[XeTeX] Contextual shaping

Wed Nov 27 13:46:46 CET 2013

On Wed, Nov 27, 2013 at 09:10:02PM +0900, Simon Cozens wrote:
> This is possibly a daft question, but...
> 
> In traditional TeX, character tokens are processed and put into boxes
> individually, with fairly primitive ligature tables. Obviously XeTeX doesn't
> do this, using Harfbuzz (or ICU or whatever) to do the shaping and layout.
> 
> My question is, if you're not "showing" individual characters to the shaping
> engine for it to consider, what defines how big a string of characters to
> shape at a time? Does XeTeX break at the "word" level and then shape a word,
> and if so what defines a word? (Chinese has no word breaks!) Or does it
> shape an entire paragraph of text at a time (!) and then box up the glyphs
> individually? Or...?

XeTeX shapes words one at a time, a word is basically any consecutive
sequence of character nodes (using the same font) after TeX has done its
macro expansion and is ready to typeset the material.
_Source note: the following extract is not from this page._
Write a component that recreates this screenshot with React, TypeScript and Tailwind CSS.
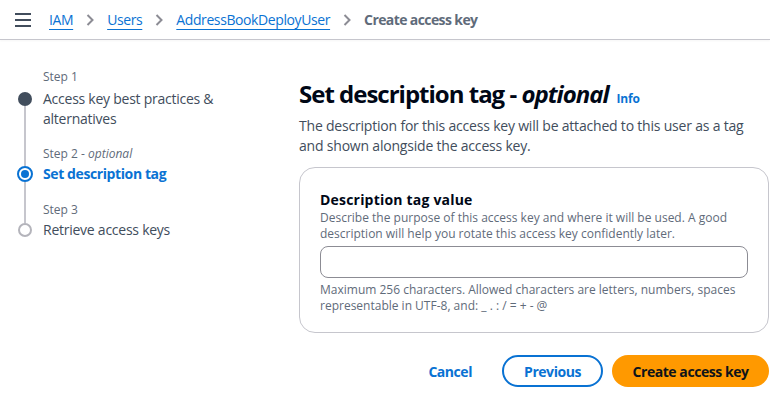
import React from "react";

const font = { fontFamily: '"Open Sans", "Noto Sans", sans-serif' };

function Chevron() {
  return (
    <svg width="8" height="12" viewBox="0 0 8 12" className="mx-[13px] shrink-0">
      <path d="M1.5 1 L6.5 6 L1.5 11" fill="none" stroke="#8c8c94" strokeWidth="2" />
    </svg>
  );
}

type Step = {
  label: React.ReactNode;
  title: string;
  state: "done" | "active" | "todo";
  first?: boolean;
  last?: boolean;
};

function StepRow({ label, title, state, first, last }: Step) {
  const spacer = state === "done" ? "h-[23px]" : state === "active" ? "h-[20px]" : "h-[21px]";
  return (
    <div className="flex">
      <div className="w-4 flex flex-col items-center shrink-0">
        <div className={`w-[2px] ${spacer} ${first ? "" : "bg-[#c6c6cd]"}`} />
        {state === "done" && <div className="w-[14px] h-[14px] rounded-full bg-[#414d5c]" />}
        {state === "active" && (
          <div className="w-4 h-4 rounded-full border-[2px] border-[#0972d3] flex items-center justify-center">
            <div className="w-2 h-2 rounded-full bg-[#0972d3]" />
          </div>
        )}
        {state === "todo" && <div className="w-[14px] h-[14px] rounded-full border-[2px] border-[#b4b4bb]" />}
        <div className={`w-[2px] flex-1 ${last ? "" : "bg-[#c6c6cd]"}`} />
      </div>
      <div className={`ml-[10px] ${last ? "" : first ? "pb-[17px]" : "pb-[18px]"}`}>
        <div className="text-[12px] leading-4 text-[#5f6b7a]">{label}</div>
        <div
          className={`${first ? "mt-[4px]" : "mt-[2px]"} text-[14px] leading-5 w-[200px] ${
            state === "active"
              ? "font-bold text-[#0972d3] tracking-[-0.4px]"
              : "text-[#414d5c] tracking-[-0.25px]"
          }`}
        >
          {title}
        </div>
      </div>
    </div>
  );
}

export default function App() {
  return (
    <div className="w-[770px] h-[415px] bg-white overflow-hidden" style={font}>
      <header className="h-[40px] flex items-center border-b border-[#c6c6cd] shadow-[0_1px_2px_rgba(0,0,0,0.04)]">
        <div className="ml-[15px] w-4 flex flex-col gap-[4px]">
          <div className="h-[2px] bg-[#414d5c]" />
          <div className="h-[2px] bg-[#414d5c]" />
          <div className="h-[2px] bg-[#414d5c]" />
        </div>
        <nav className="ml-[18px] flex items-center text-[14px] tracking-[-0.4px]">
          <span className="text-[#0972d3] underline underline-offset-[4px]">IAM</span>
          <Chevron />
          <span className="text-[#0972d3] underline underline-offset-[4px]">Users</span>
          <Chevron />
          <span className="text-[#0972d3] underline underline-offset-[4px]">AddressBookDeployUser</span>
          <Chevron />
          <span className="text-[#5f6b7a] font-bold tracking-[-0.6px]">Create access key</span>
        </nav>
      </header>
      <div className="flex">
        <aside className="w-[299px] shrink-0 pl-[17px] pt-[29px]">
          <StepRow first label="Step 1" title="Access key best practices & alternatives" state="done" />
          <StepRow
            label={
              <>
                Step 2 - <i>optional</i>
              </>
            }
            title="Set description tag"
            state="active"
          />
          <StepRow last label="Step 3" title="Retrieve access keys" state="todo" />
        </aside>
        <main className="flex-1 pt-[39px]">
          <div className="flex items-baseline">
            <h1 className="text-[24px] leading-[30px] font-bold text-[#000716] tracking-[-1px]">
              Set description tag - <i>optional</i>
            </h1>
            <span className="ml-[8px] text-[12px] font-bold text-[#0972d3] tracking-[-0.2px]">Info</span>
          </div>
          <p className="mt-[7px] text-[14px] leading-5 text-[#414d5c] w-[460px] tracking-[-0.2px]">
            The description for this access key will be attached to this user as a tag and shown alongside the access key.
          </p>
          <section className="mt-[11px] mr-px border border-[#c6c6cd] rounded-[16px] pl-[20px] pr-[20px] pt-[22px] pb-[18px]">
            <div className="text-[14px] leading-5 font-bold text-[#000716] tracking-[0.2px]">Description tag value</div>
            <div className="text-[12px] leading-4 text-[#5f6b7a]">
              Describe the purpose of this access key and where it will be used. A good description will help you rotate this access key confidently later.
            </div>
            <input className="mt-[4px] block w-full h-[32px] border border-[#8c8c94] rounded-[8px] outline-none" />
            <div className="mt-[4px] text-[12px] leading-4 text-[#5f6b7a]">
              Maximum 256 characters. Allowed characters are letters, numbers, spaces representable in UTF-8, and: _ . : / = + - @
            </div>
          </section>
          <div className="mt-[22px] flex items-center justify-end text-[14px] font-bold tracking-[-0.45px]">
            <button className="text-[#0972d3] mr-[30px]">Cancel</button>
            <button className="h-[32px] w-[101px] rounded-full border-2 border-[#0972d3] text-[#0972d3]">
              Previous
            </button>
            <button className="ml-[9px] mr-px h-[32px] w-[157px] rounded-full bg-[#ff9900] text-[#0f141a]">
              Create access key
            </button>
          </div>
        </main>
      </div>
    </div>
  );
}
The AAT code,
additionally, tries to merge word sequences separated by spaces into one
node.

> (I've tried starting at layoutChars in XeTeXLayoutInterface.cpp and working
> backwards but I can't understand where I end up: measure_native_node shapes
> a node, but what's a node?)

measure_native_node is called by the WEB code (called set_native_metrics
there), check xetex.web for "collect_native:", that is where bulk of the
work is done. Check also "@<Merge sequences of words using AAT".

Regards,
Khaled